The same holds for the other two pairs of circles.

Let r_a, r_b, r_c be the radii of the circles centered at M_a, M_b, M_c, which we denote C(M_a, r_a), C(M_b, r_b), C(M_c, r_c), respectively. Let also set a = BC, b = AC, c = AB.

Since C lies on the radical axis of C(M_a, r_a) and C(M_b, r_b), we may apply the Pythagorean theorem to the triangles formed by tangents of common length t from C to the two circles, half-sides of BC and AC and the radii of the circles:

(1)	(a/2)² - r_a² = t² = (b/2)² - r_b².

On the other hand, if the six points A₁, A₂, B₁, B₂, C₁, C₂ lie on a circle, the latter is bound to be centered at the circumcenter O of ΔABC. So lets show that O is equidistant from the six points.
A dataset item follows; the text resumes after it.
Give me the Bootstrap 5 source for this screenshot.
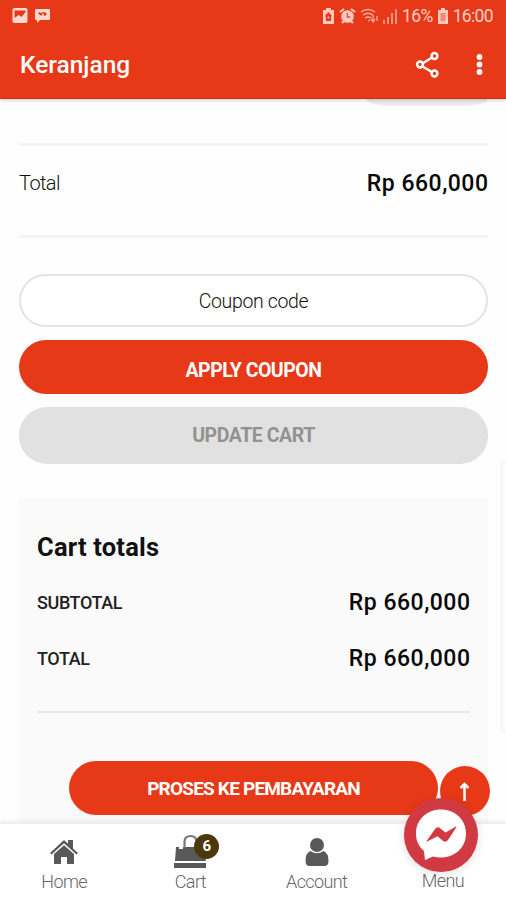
<!DOCTYPE html>
<html lang="id">
<head>
<meta charset="utf-8">
<meta name="viewport" content="width=device-width, initial-scale=1">
<title>Keranjang</title>
<link href="https://cdn.jsdelivr.net/npm/bootstrap@5.3.0/dist/css/bootstrap.min.css" rel="stylesheet">
<style>
:root { --brand: #e73817; }
body { font-family: Roboto, "Liberation Sans", sans-serif; color: #111; background: #fefefe; }
.screen { height: 900px; }
.app-head { height: 99px; background: var(--brand); color: #fff; box-shadow: 0 1px 4px rgba(0,0,0,.22); z-index: 2; border-bottom: 1px solid #d92a12; }
.status { height: 32px; padding: 0 13px 0 12px; color: #ffd0c4; font-size: 17.5px; line-height: 32px; letter-spacing: -.65px; }
.title-row { height: 66px; padding: 0 16px 0 20px; }
.title-txt { font-size: 24.5px; font-weight: 500; line-height: 66px; }
.content { padding: 0 18px 0 19px; }
.ghost { width: 122px; height: 7px; background: #ececec; border-radius: 0 0 28px 28px / 0 0 7px 7px; }
.total-row { height: 95px; margin-top: 37px; border-top: 3px solid #f4f4f4; border-bottom: 3px solid #f4f4f4; padding-bottom: 13px; }
.total-lbl { font-size: 20px; font-weight: 300; color: #111; letter-spacing: -.6px; margin-top: -2px; }
.price { font-size: 23px; font-weight: 500; letter-spacing: .5px; margin-right: -.5px; line-height: 30px; color: #080808; }
.pill { height: 54px; border-radius: 28px; font-size: 19.5px; font-weight: 700; line-height: 1; border: 0; }
.pill-main, .pill-main:hover { background: var(--brand); color: #fff; }
.coupon { height: 53px; margin-top: 36px; border: 2px solid #e3e3e3; border-radius: 27px; font-size: 19.5px; font-weight: 300; color: #111; background: #fff; text-align: center; letter-spacing: -.35px; box-shadow: none; padding-top: 8px; }
.coupon::placeholder { color: #111; opacity: 1; }
.apply { margin-top: 13px; padding-top: 13px; letter-spacing: -.5px; }
.update, .update:disabled { height: 57px; margin-top: 13px; background: #e1e1e1; color: #929292; opacity: 1; letter-spacing: -.45px; padding-top: 6px; }
.totals { height: 326px; margin-top: 34px; background: #fafafa; padding: 32px 18px 0 18px; }
.totals-title { font-size: 25.5px; font-weight: 700; line-height: 34px; letter-spacing: .2px; margin-bottom: 11px; }
.sum { height: 56px; }
.sum-lbl { font-size: 18px; font-weight: 500; color: #222; letter-spacing: -.4px; padding-bottom: 2px; }
.sum-line { height: 2px; background: #e9e9e9; margin-top: 24px; }
.checkout { width: 369px; height: 54px; margin: 48px 0 0 32px; letter-spacing: -.8px; font-size: 19px; padding-top: 7px; }
.side-tab { left: 501px; top: 462px; width: 10px; height: 270px; border: 1px solid #f1f1f1; background: #fcfcfc; border-radius: 2px; }
.tabs { height: 77px; background: #fff; box-shadow: 0 -1px 4px rgba(0,0,0,.1); border-top: 1px solid #eef0f2; z-index: 2; padding: 9px 0 0 1px; }
.tab-item { width: 127px; color: #666; font-size: 18px; font-weight: 300; line-height: 26px; letter-spacing: -.6px; text-decoration: none; }
.tab-item svg { height: 36px; width: 44px; fill: #595959; }
.menu-item { padding-bottom: 6px; }
.count { left: 67px; top: 1px; width: 25px; height: 25px; line-height: 25px; background: #4a390b; color: #fff; font-size: 15px; font-weight: 700; text-align: center; letter-spacing: 0; }
.to-top { left: 440px; top: 766px; width: 50px; height: 50px; background: var(--brand); z-index: 3; }
.chat { left: 404px; top: 798px; width: 74px; height: 74px; background: #d13a42; z-index: 4; box-shadow: 0 2px 10px rgba(0,0,0,.13); }
</style>
<script src="https://cdn.jsdelivr.net/npm/bootstrap@5.3.0/dist/js/bootstrap.bundle.min.js"></script>
</head>
<body>
<div class="screen position-relative d-flex flex-column overflow-hidden">
  <header class="app-head flex-shrink-0 position-relative">
    <div class="status d-flex align-items-center justify-content-between">
      <svg width="40" height="16" viewBox="0 0 40 16" fill="#ffd9d0">
        <path fill-rule="evenodd" d="M2.500 0h11q2 0 2 2v11q0 2-2 2h-11q-2 0-2-2V2q0-2 2-2zM2.500 2.500V10l4-3 3 2 4-5V2.500z"/>
        <path fill-rule="evenodd" d="M24 1h13q1 0 1 1v9q0 1-1 1h-9l-3 3v-3h-1q-1 0-1-1V2q0-1 1-1zM26.500 4v2l3 2 1-3 2 3 2-1V5l-3-1-2 1z"/>
      </svg>
      <div class="d-flex align-items-center">
        <svg width="75" height="17" viewBox="0 0 75 17" fill="#ffc9bd">
          <path fill-rule="evenodd" d="M3 2V0h5v2h3v14H0V2zM2 8l1 1v4h5V9l1-1-3.500-4zM4.700 8.500h1.600v2H4.700z"/>
          <circle cx="24.500" cy="8.500" r="6.300"/><path d="M17 4l4-3M28 1l4 3M19 15l2-2M30 15l-2-2" stroke="#ffc9bd" stroke-width="2"/><path d="M24.300 5v4h3" fill="none" stroke="#d95137" stroke-width="1.300"/>
          <path d="M38 4q7-5 14 0M40 7q5-3.500 10 0M42 10q3-2 6 0M45 13l2-1M50 7v6m-2-2 2 3 2-3M54 13V8" fill="none" stroke="#ffb09f" stroke-width="1.300"/>
          <path d="M61 12v4M65 9v7M69 5v11M73 1v15" stroke="#ffb09f" stroke-width="1.500"/>
        </svg>
        <span class="ms-1">16%</span>
        <svg class="mx-1" width="12" height="17" viewBox="0 0 12 17"><path d="M4 0h4v2h3v14H1V2h3z" fill="#ffc9bd"/><path d="M3.500 5h5v8h-5z" fill="#ee8a76"/></svg>
        <span>16:00</span>
      </div>
    </div>
    <div class="title-row d-flex align-items-center justify-content-between">
      <span class="title-txt">Keranjang</span>
      <svg width="76" height="28" viewBox="0 0 76 28">
        <path d="M20.500 5L6 14l14.500 8.500" fill="none" stroke="#fff" stroke-width="2.400"/>
        <g fill="#e73817" stroke="#fff" stroke-width="2.500"><circle cx="20.500" cy="5" r="2.900"/><circle cx="6" cy="13.500" r="2.900"/><circle cx="20.500" cy="22.500" r="2.900"/></g>
        <g fill="#fff"><circle cx="65.500" cy="6" r="2.900"/><circle cx="65.500" cy="13.500" r="2.900"/><circle cx="65.500" cy="21" r="2.900"/></g>
      </svg>
    </div>
  </header>

  <main class="content flex-grow-1 overflow-hidden">
    <div class="ghost ms-auto"></div>
    <div class="total-row d-flex align-items-center justify-content-between">
      <span class="total-lbl">Total</span>
      <span class="price">Rp 660,000</span>
    </div>
    <input class="coupon form-control" type="text" placeholder="Coupon code">
    <button class="btn pill pill-main apply w-100" type="button">APPLY COUPON</button>
    <button class="btn pill update w-100" type="button" disabled>UPDATE CART</button>
    <section class="totals">
      <h2 class="totals-title">Cart totals</h2>
      <div class="sum d-flex align-items-center justify-content-between"><span class="sum-lbl">SUBTOTAL</span><span class="price">Rp 660,000</span></div>
      <div class="sum d-flex align-items-center justify-content-between"><span class="sum-lbl">TOTAL</span><span class="price">Rp 660,000</span></div>
      <div class="sum-line"></div>
      <button class="btn pill pill-main checkout" type="button">PROSES KE PEMBAYARAN</button>
    </section>
  </main>

  <nav class="tabs d-flex flex-shrink-0 position-relative">
    <a class="tab-item d-flex flex-column align-items-center" href="#">
      <svg viewBox="0 0 44 36"><path d="M8 20L22 7l4 3.800V7h5v8.500l5 4.500-1.500 1.500L22 10.300 9.500 21.500zM12 21l10-8.700L32 21v10h-7v-7h-6v7h-7z"/></svg>
      <span>Home</span>
    </a>
    <a class="tab-item position-relative d-flex flex-column align-items-center" href="#">
      <svg viewBox="0 0 44 36"><path d="M8 14h3v2h4v-2h13v2h4v-2h3l3 14H7zM6 30h32v5H6z"/><path d="M16.500 15V9q0-6 6-6t6 6v6" fill="none" stroke="#777" stroke-width="2.200"/></svg>
      <span>Cart</span>
      <span class="count position-absolute rounded-circle">6</span>
    </a>
    <a class="tab-item d-flex flex-column align-items-center" href="#">
      <svg viewBox="0 0 44 36"><circle cx="22" cy="12" r="7"/><path d="M15.500 18q6.500 4.500 13 0 5 2 5 10 0 5-4 5h-15q-4 0-4-5 0-8 5-10z"/></svg>
      <span>Account</span>
    </a>
    <a class="tab-item menu-item d-flex flex-column align-items-center justify-content-end" href="#"><span>Menu</span></a>
  </nav>

  <div class="side-tab position-absolute"></div>
  <div class="to-top position-absolute rounded-circle">
    <svg width="50" height="50" viewBox="0 0 50 50"><path d="M24.500 35V20M20.500 22l4-4 4 4" fill="none" stroke="#fff" stroke-width="2.500"/></svg>
  </div>
  <div class="chat position-absolute rounded-circle">
    <svg width="74" height="74" viewBox="0 0 74 74">
      <path fill="#fff" d="M37 11.500c-14 0-25 10-25 24 0 8 3 13 8 17.500l1 9 8-3.500c3 .9 5 1 8 1 14 0 25-10 25-24s-11-24-25-24z"/>
      <path fill="#d13a42" d="M22 44l9-13q2.500-3 5.500-.500l5 4L52 28.500q1-.2.200 1L44 42q-2.500 3-5.500.600l-5-4.300z"/>
    </svg>
  </div>
</div>
</body>
</html>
To this end, denote s_a = OM_a, s_b = OM_b, s_c = OM_c. Since, O is the circumcenter of ΔABC,

(2)	(a/2)² + s_a² = R² = (b/2)² + s_b²,

R being the circumradius of ΔABC. Subtracting (1) from (2) we see that

(3)	r_a² + s_a² = r_b² + s_b²,

implying that O is equidistant from A₁, A₂, B₁, B₂. The four points A₁, A₂, B₁, B₂ are thus concyclic. Similarly, A₁, A₂, C₁, C₂ are equidistant from O which puts C₁ and C₂ on the same circle.

Observe now that the requirement for ΔABC to be acute is spurious. The six points A₁, A₂, B₁, B₂, C₁, C₂ are concyclic for any ΔABC. A further generalization replaces the altitudes with arbitrary concurrent cevians. Which shows that both requirements are nothig but red herrings.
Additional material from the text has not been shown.